- [Information shown]:
-*-*-

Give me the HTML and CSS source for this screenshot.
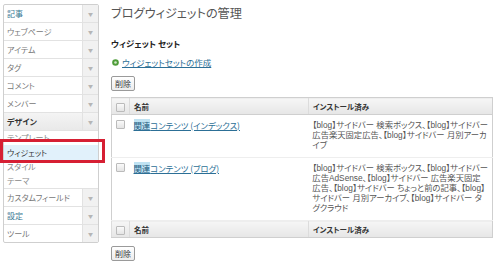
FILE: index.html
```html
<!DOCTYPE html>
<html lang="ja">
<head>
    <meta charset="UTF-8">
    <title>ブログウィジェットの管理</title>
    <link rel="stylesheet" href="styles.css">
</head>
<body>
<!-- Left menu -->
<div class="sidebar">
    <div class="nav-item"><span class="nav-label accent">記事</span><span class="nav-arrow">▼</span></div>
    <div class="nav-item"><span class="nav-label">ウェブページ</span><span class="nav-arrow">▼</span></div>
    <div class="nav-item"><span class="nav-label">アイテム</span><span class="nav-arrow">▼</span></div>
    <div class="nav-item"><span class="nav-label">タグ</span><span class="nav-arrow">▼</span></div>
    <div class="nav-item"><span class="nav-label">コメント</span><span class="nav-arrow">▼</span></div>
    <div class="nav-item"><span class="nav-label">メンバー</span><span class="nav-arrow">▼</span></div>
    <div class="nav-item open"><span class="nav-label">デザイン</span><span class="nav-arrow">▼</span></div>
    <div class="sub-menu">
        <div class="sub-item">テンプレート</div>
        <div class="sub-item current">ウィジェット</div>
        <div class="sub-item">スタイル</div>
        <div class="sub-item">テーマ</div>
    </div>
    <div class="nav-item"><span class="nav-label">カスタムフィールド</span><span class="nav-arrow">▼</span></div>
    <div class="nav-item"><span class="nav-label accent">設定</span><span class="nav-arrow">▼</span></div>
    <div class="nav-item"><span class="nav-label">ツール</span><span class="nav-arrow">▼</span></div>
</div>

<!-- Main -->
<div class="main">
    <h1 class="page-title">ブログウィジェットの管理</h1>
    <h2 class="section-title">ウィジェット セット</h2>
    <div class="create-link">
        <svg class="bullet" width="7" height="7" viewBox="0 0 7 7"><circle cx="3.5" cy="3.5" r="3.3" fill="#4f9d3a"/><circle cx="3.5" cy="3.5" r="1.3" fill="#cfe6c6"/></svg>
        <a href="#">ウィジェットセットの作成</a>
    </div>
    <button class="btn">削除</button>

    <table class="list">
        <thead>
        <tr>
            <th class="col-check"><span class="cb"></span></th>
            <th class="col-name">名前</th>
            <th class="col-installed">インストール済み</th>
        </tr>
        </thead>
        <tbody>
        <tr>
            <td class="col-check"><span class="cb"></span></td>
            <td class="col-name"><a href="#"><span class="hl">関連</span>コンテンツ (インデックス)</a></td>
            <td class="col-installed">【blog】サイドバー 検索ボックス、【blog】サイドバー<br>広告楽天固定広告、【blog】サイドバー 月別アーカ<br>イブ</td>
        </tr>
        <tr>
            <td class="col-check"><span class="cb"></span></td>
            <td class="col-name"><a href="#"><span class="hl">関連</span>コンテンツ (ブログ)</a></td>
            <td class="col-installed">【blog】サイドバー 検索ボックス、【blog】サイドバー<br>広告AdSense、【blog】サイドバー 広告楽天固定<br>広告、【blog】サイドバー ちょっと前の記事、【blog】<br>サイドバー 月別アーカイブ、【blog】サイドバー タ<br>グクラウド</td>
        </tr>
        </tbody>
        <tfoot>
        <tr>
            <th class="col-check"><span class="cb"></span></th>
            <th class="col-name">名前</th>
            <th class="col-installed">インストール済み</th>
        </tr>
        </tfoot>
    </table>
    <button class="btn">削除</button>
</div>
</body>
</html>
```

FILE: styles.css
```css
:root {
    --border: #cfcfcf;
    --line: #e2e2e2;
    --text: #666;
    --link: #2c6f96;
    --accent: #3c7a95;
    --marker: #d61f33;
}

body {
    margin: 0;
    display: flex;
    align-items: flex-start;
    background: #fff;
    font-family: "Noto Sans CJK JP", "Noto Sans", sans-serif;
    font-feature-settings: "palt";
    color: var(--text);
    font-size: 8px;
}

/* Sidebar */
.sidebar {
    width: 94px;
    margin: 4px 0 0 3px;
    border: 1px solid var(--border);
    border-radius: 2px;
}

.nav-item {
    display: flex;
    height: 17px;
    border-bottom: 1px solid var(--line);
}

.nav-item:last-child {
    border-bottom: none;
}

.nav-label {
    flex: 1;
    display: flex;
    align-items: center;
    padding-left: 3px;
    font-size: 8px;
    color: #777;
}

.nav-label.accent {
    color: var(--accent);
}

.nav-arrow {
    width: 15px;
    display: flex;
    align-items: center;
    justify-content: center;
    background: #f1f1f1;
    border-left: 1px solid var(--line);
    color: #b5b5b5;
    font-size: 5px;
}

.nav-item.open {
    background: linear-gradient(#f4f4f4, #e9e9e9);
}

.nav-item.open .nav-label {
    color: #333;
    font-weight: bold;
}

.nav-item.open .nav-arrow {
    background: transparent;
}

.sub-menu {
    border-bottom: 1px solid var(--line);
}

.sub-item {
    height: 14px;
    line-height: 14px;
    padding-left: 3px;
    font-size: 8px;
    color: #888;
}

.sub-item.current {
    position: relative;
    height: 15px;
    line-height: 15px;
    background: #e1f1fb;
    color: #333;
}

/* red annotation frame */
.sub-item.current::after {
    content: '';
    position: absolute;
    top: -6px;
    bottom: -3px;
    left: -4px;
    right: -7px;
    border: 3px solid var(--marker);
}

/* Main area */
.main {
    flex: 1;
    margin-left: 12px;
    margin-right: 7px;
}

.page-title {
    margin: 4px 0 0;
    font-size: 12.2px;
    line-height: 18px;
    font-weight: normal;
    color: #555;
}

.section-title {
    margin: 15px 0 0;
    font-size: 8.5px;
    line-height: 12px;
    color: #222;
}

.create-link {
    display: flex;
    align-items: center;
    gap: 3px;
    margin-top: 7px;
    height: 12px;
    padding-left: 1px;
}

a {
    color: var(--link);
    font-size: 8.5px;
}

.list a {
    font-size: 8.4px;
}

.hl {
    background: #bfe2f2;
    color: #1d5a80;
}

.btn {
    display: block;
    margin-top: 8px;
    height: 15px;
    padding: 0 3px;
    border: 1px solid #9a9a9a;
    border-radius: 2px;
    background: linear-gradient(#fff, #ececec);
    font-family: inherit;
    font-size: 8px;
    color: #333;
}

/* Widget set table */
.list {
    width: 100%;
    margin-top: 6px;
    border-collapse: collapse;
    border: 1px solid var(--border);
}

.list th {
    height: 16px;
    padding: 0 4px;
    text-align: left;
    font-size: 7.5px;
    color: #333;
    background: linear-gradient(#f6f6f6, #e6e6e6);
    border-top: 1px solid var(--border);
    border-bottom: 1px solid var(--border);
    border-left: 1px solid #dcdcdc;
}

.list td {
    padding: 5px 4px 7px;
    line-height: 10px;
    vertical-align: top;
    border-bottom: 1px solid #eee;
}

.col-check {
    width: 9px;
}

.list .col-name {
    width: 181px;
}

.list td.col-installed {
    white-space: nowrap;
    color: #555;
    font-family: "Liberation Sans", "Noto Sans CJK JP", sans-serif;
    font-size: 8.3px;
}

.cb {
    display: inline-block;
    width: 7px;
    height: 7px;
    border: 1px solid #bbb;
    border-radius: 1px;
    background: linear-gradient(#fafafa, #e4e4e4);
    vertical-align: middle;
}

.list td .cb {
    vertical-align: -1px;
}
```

-*-*-

- [Exercise prompt]: Copy out all of the data word for word. Do not carry over any picture.

- [Problem solution]:
Give me the HTML and CSS source for this screenshot.
FILE: index.html
```html
<!DOCTYPE html>
<html lang="ja">
<head>
    <meta charset="UTF-8">
    <title>ブログウィジェットの管理</title>
    <link rel="stylesheet" href="styles.css">
</head>
<body>
<!-- Left menu -->
<div class="sidebar">
    <div class="nav-item"><span class="nav-label accent">記事</span><span class="nav-arrow">▼</span></div>
    <div class="nav-item"><span class="nav-label">ウェブページ</span><span class="nav-arrow">▼</span></div>
    <div class="nav-item"><span class="nav-label">アイテム</span><span class="nav-arrow">▼</span></div>
    <div class="nav-item"><span class="nav-label">タグ</span><span class="nav-arrow">▼</span></div>
    <div class="nav-item"><span class="nav-label">コメント</span><span class="nav-arrow">▼</span></div>
    <div class="nav-item"><span class="nav-label">メンバー</span><span class="nav-arrow">▼</span></div>
    <div class="nav-item open"><span class="nav-label">デザイン</span><span class="nav-arrow">▼</span></div>
    <div class="sub-menu">
        <div class="sub-item">テンプレート</div>
        <div class="sub-item current">ウィジェット</div>
        <div class="sub-item">スタイル</div>
        <div class="sub-item">テーマ</div>
    </div>
    <div class="nav-item"><span class="nav-label">カスタムフィールド</span><span class="nav-arrow">▼</span></div>
    <div class="nav-item"><span class="nav-label accent">設定</span><span class="nav-arrow">▼</span></div>
    <div class="nav-item"><span class="nav-label">ツール</span><span class="nav-arrow">▼</span></div>
</div>

<!-- Main -->
<div class="main">
    <h1 class="page-title">ブログウィジェットの管理</h1>
    <h2 class="section-title">ウィジェット セット</h2>
    <div class="create-link">
        <svg class="bullet" width="7" height="7" viewBox="0 0 7 7"><circle cx="3.5" cy="3.5" r="3.3" fill="#4f9d3a"/><circle cx="3.5" cy="3.5" r="1.3" fill="#cfe6c6"/></svg>
        <a href="#">ウィジェットセットの作成</a>
    </div>
    <button class="btn">削除</button>

    <table class="list">
        <thead>
        <tr>
            <th class="col-check"><span class="cb"></span></th>
            <th class="col-name">名前</th>
            <th class="col-installed">インストール済み</th>
        </tr>
        </thead>
        <tbody>
        <tr>
            <td class="col-check"><span class="cb"></span></td>
            <td class="col-name"><a href="#"><span class="hl">関連</span>コンテンツ (インデックス)</a></td>
            <td class="col-installed">【blog】サイドバー 検索ボックス、【blog】サイドバー<br>広告楽天固定広告、【blog】サイドバー 月別アーカ<br>イブ</td>
        </tr>
        <tr>
            <td class="col-check"><span class="cb"></span></td>
            <td class="col-name"><a href="#"><span class="hl">関連</span>コンテンツ (ブログ)</a></td>
            <td class="col-installed">【blog】サイドバー 検索ボックス、【blog】サイドバー<br>広告AdSense、【blog】サイドバー 広告楽天固定<br>広告、【blog】サイドバー ちょっと前の記事、【blog】<br>サイドバー 月別アーカイブ、【blog】サイドバー タ<br>グクラウド</td>
        </tr>
        </tbody>
        <tfoot>
        <tr>
            <th class="col-check"><span class="cb"></span></th>
            <th class="col-name">名前</th>
            <th class="col-installed">インストール済み</th>
        </tr>
        </tfoot>
    </table>
    <button class="btn">削除</button>
</div>
</body>
</html>
```

FILE: styles.css
```css
:root {
    --border: #cfcfcf;
    --line: #e2e2e2;
    --text: #666;
    --link: #2c6f96;
    --accent: #3c7a95;
    --marker: #d61f33;
}

body {
    margin: 0;
    display: flex;
    align-items: flex-start;
    background: #fff;
    font-family: "Noto Sans CJK JP", "Noto Sans", sans-serif;
    font-feature-settings: "palt";
    color: var(--text);
    font-size: 8px;
}

/* Sidebar */
.sidebar {
    width: 94px;
    margin: 4px 0 0 3px;
    border: 1px solid var(--border);
    border-radius: 2px;
}

.nav-item {
    display: flex;
    height: 17px;
    border-bottom: 1px solid var(--line);
}

.nav-item:last-child {
    border-bottom: none;
}

.nav-label {
    flex: 1;
    display: flex;
    align-items: center;
    padding-left: 3px;
    font-size: 8px;
    color: #777;
}

.nav-label.accent {
    color: var(--accent);
}

.nav-arrow {
    width: 15px;
    display: flex;
    align-items: center;
    justify-content: center;
    background: #f1f1f1;
    border-left: 1px solid var(--line);
    color: #b5b5b5;
    font-size: 5px;
}

.nav-item.open {
    background: linear-gradient(#f4f4f4, #e9e9e9);
}

.nav-item.open .nav-label {
    color: #333;
    font-weight: bold;
}

.nav-item.open .nav-arrow {
    background: transparent;
}

.sub-menu {
    border-bottom: 1px solid var(--line);
}

.sub-item {
    height: 14px;
    line-height: 14px;
    padding-left: 3px;
    font-size: 8px;
    color: #888;
}

.sub-item.current {
    position: relative;
    height: 15px;
    line-height: 15px;
    background: #e1f1fb;
    color: #333;
}

/* red annotation frame */
.sub-item.current::after {
    content: '';
    position: absolute;
    top: -6px;
    bottom: -3px;
    left: -4px;
    right: -7px;
    border: 3px solid var(--marker);
}

/* Main area */
.main {
    flex: 1;
    margin-left: 12px;
    margin-right: 7px;
}

.page-title {
    margin: 4px 0 0;
    font-size: 12.2px;
    line-height: 18px;
    font-weight: normal;
    color: #555;
}

.section-title {
    margin: 15px 0 0;
    font-size: 8.5px;
    line-height: 12px;
    color: #222;
}

.create-link {
    display: flex;
    align-items: center;
    gap: 3px;
    margin-top: 7px;
    height: 12px;
    padding-left: 1px;
}

a {
    color: var(--link);
    font-size: 8.5px;
}

.list a {
    font-size: 8.4px;
}

.hl {
    background: #bfe2f2;
    color: #1d5a80;
}

.btn {
    display: block;
    margin-top: 8px;
    height: 15px;
    padding: 0 3px;
    border: 1px solid #9a9a9a;
    border-radius: 2px;
    background: linear-gradient(#fff, #ececec);
    font-family: inherit;
    font-size: 8px;
    color: #333;
}

/* Widget set table */
.list {
    width: 100%;
    margin-top: 6px;
    border-collapse: collapse;
    border: 1px solid var(--border);
}

.list th {
    height: 16px;
    padding: 0 4px;
    text-align: left;
    font-size: 7.5px;
    color: #333;
    background: linear-gradient(#f6f6f6, #e6e6e6);
    border-top: 1px solid var(--border);
    border-bottom: 1px solid var(--border);
    border-left: 1px solid #dcdcdc;
}

.list td {
    padding: 5px 4px 7px;
    line-height: 10px;
    vertical-align: top;
    border-bottom: 1px solid #eee;
}

.col-check {
    width: 9px;
}

.list .col-name {
    width: 181px;
}

.list td.col-installed {
    white-space: nowrap;
    color: #555;
    font-family: "Liberation Sans", "Noto Sans CJK JP", sans-serif;
    font-size: 8.3px;
}

.cb {
    display: inline-block;
    width: 7px;
    height: 7px;
    border: 1px solid #bbb;
    border-radius: 1px;
    background: linear-gradient(#fafafa, #e4e4e4);
    vertical-align: middle;
}

.list td .cb {
    vertical-align: -1px;
}
```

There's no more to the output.